十分钟过去后,甘映安立即放下手机,俯身弯下腰查看小宝宝的情况,宝宝已经安静的睡着,从表现来看,是喝饱了。

把小宝宝放到旁边,甘映安转身回来想把杜川扶起来。

杜川有些警惕,瞪圆了眼睛,“你干嘛?”

“你身上黏黏的会不舒服吧?擦一下身体比较好。你先坐好,我去打点热水过来,用温水湿毛巾,再擦拭比较好。”甘映安对于孩子刚出生卧床的感觉一清二楚,因此会主动提出为对方擦拭身体。

一般来说,如果有产妇被丈夫这样照顾,不知有多开心,多幸福。

可杜川却觉得这是对他的侮辱,有损他的自尊。

“不用,你去忙你的吧。”对于甘映安请假一事,他还是不太满意。

他们住的单人病房,也没有其他人,甘映安实在不明杜川哪里不满。

“你别这样,不擦一下,不仅你自己不舒服,对我的身体也不好。”甘映安都想哭了,无奈苦笑道:“请你稍微爱惜一下我的身体好吗?”

杜川愣了一下。

是啊……这是她的身体。

一具伤痕累累的身体,此时他最清楚这具身体在承着受怎样的痛疼。

他的心好似被人用无数根针同时刺中,密密麻麻的揪疼,有什么话哽在喉咙,说不出来。

被别人帮自己擦拭身体原本是一件非常尴尬的事情,但是这样的事情放在一对夫妻身上,不应该显得僵硬尴尬。

因为擦拭着的是自己的身体,所以甘映安并没有任何不适,倒是杜川全程红着脸,但是到了后面也因为身上伤口的疼痛而无暇顾忌太多。

忙完这些,甘映安就要回去了。

但她实在不太放心杜川照顾宝宝的能力,一再叮嘱对方晚上听到孩子哭一定要起来抱抱孩子,给孩子喂奶,要时刻注意孩子的状况给孩子换尿布等等。
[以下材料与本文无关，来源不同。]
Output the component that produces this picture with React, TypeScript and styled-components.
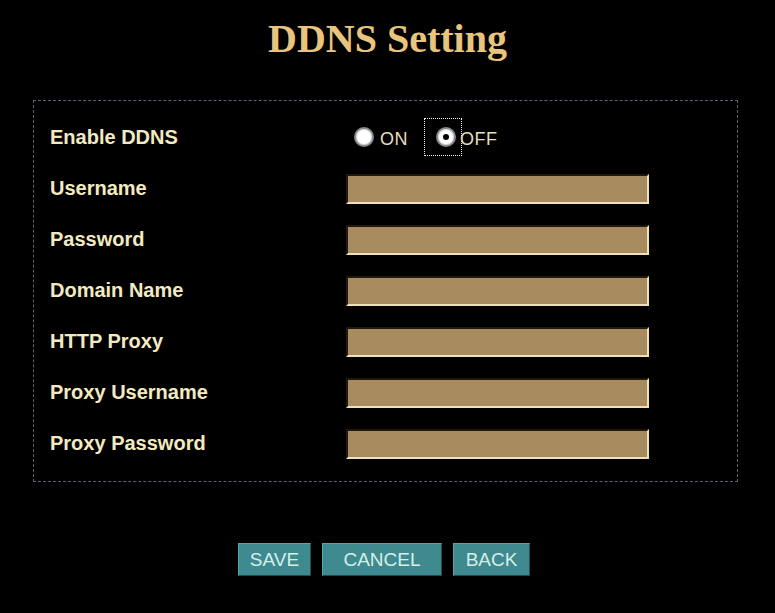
import React from "react";
import styled, { createGlobalStyle } from "styled-components";

const Global = createGlobalStyle`
  html, body { margin: 0; padding: 0; background: #000; }
  body { font-family: "Liberation Sans", Arial, sans-serif; }
`;

const Page = styled.div`
  width: 775px;
  height: 613px;
  background: #000;
  display: flex;
  flex-direction: column;
  align-items: center;
  overflow: hidden;
`;

const Title = styled.h1`
  margin: 16px 0 0 0;
  height: 46px;
  line-height: 46px;
  font-family: "Liberation Serif", "Times New Roman", serif;
  font-weight: bold;
  font-size: 40px;
  color: #e9c47e;
`;

const Panel = styled.div`
  box-sizing: border-box;
  margin-top: 38px;
  align-self: flex-start;
  margin-left: 33px;
  width: 705px;
  height: 382px;
  border: 1px dashed #5c6274;
  padding: 11px 0 0 16px;
  display: grid;
  grid-template-columns: 296px 304px;
  grid-auto-rows: 51px;
`;

const Label = styled.div`
  display: flex;
  align-items: center;
  font-size: 20px;
  font-weight: bold;
  color: #f3eac2;
  letter-spacing: 0px;
`;

const Field = styled.div`
  display: flex;
  align-items: center;
`;

const TextBox = styled.input`
  box-sizing: border-box;
  width: 303px;
  height: 30px;
  margin-top: 0;
  background: #a88b5e;
  border-style: solid;
  border-width: 2px;
  border-color: #1e180e #efe2b6 #efe2b6 #1e180e;
  outline: none;
  padding: 0 4px;
  font-family: "Liberation Sans", Arial, sans-serif;
  font-size: 16px;
`;

const RadioGroup = styled.div`
  display: flex;
  align-items: center;
  margin-top: -2px;
  padding-left: 8px;
`;

const RadioOption = styled.label`
  display: flex;
  align-items: center;
  gap: 6px;
  color: #e6dfc0;
  font-size: 18px;
  cursor: pointer;
`;

const FocusFrame = styled.span<{ $focused?: boolean }>`
  box-sizing: border-box;
  width: ${(p) => (p.$focused ? "38px" : "auto")};
  height: ${(p) => (p.$focused ? "38px" : "auto")};
  border: ${(p) => (p.$focused ? "1px dotted #f0f0f0" : "none")};
  display: flex;
  align-items: center;
  justify-content: flex-end;
  padding-right: ${(p) => (p.$focused ? "5px" : "0")};
  margin-left: ${(p) => (p.$focused ? "16px" : "0")};
`;

const Dot = styled.span<{ $checked?: boolean }>`
  box-sizing: border-box;
  width: 20px;
  height: 20px;
  border-radius: 50%;
  background: #fff;
  border: 2px solid #8a8a8a;
  box-shadow: inset 0 0 0 1px #d8d8d8;
  position: relative;
  &::after {
    content: "";
    display: ${(p) => (p.$checked ? "block" : "none")};
    position: absolute;
    left: 50%;
    top: 50%;
    width: 6px;
    height: 6px;
    margin: -3px 0 0 -3px;
    border-radius: 50%;
    background: #000;
  }
`;

const OptText = styled.span<{ $tight?: boolean }>`
  margin-left: ${(p) => (p.$tight ? "-8px" : "0")};
  padding-top: 6px;
  letter-spacing: 0.5px;
`;

const Buttons = styled.div`
  margin-top: 61px;
  display: flex;
  gap: 11px;
  margin-left: -7px;
`;

const Btn = styled.button<{ $w: number }>`
  box-sizing: border-box;
  width: ${(p) => p.$w}px;
  height: 33px;
  background: #3e8a8f;
  border: 1px solid;
  border-color: #5aa4a8 #1f4c50 #1f4c50 #5aa4a8;
  color: #d6efe9;
  font-family: "Liberation Sans", Arial, sans-serif;
  font-size: 19px;
  padding: 0;
  cursor: pointer;
`;

const fields = [
  "Username",
  "Password",
  "Domain Name",
  "HTTP Proxy",
  "Proxy Username",
  "Proxy Password",
];

export default function App() {
  return (
    <Page>
      <Global />
      <Title>DDNS Setting</Title>
      <Panel>
        <Label>Enable DDNS</Label>
        <Field>
          <RadioGroup>
            <RadioOption>
              <Dot />
              <OptText>ON</OptText>
            </RadioOption>
            <RadioOption>
              <FocusFrame $focused>
                <Dot $checked />
              </FocusFrame>
              <OptText $tight>OFF</OptText>
            </RadioOption>
          </RadioGroup>
        </Field>
        {fields.map((f) => (
          <React.Fragment key={f}>
            <Label>{f}</Label>
            <Field>
              <TextBox type={f.includes("Password") ? "password" : "text"} />
            </Field>
          </React.Fragment>
        ))}
      </Panel>
      <Buttons>
        <Btn $w={73}>SAVE</Btn>
        <Btn $w={120}>CANCEL</Btn>
        <Btn $w={77}>BACK</Btn>
      </Buttons>
    </Page>
  );
}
杜川听的多了不耐烦地说:“我知道了!你怎么这么啰嗦!我平时可没这么啰嗦,罗里吧嗦的别人会怀疑的!”

其实就是嫌她啰嗦呗,后面那些不过是说起来好听罢了。

甘映安虽然不放心,但另一头还有谷谷要照顾,不走也不行。

临走前,甘映安看着杜川那张不耐烦的脸,犹豫片刻还是拿出杜川的手机,“你手机密码我不知道,可以告诉我吗?或者,我们各用各的手机?我们总得想一下,要怎么样度过这样的非常时期吧,况且还不知道会不会换回去。”

杜川拧着眉头,很不情愿的样子。

只是最后还是跟甘映安互换了信息,这让甘映安感到有些可笑。

他们明明就是夫妻,当某一天互换了身体,却还需要交换信息,他不知道她的朋友都有哪些,不知道她平时的生活是怎么样的;而她也不知道他的交际圈如何,不在家的时候都去做什么。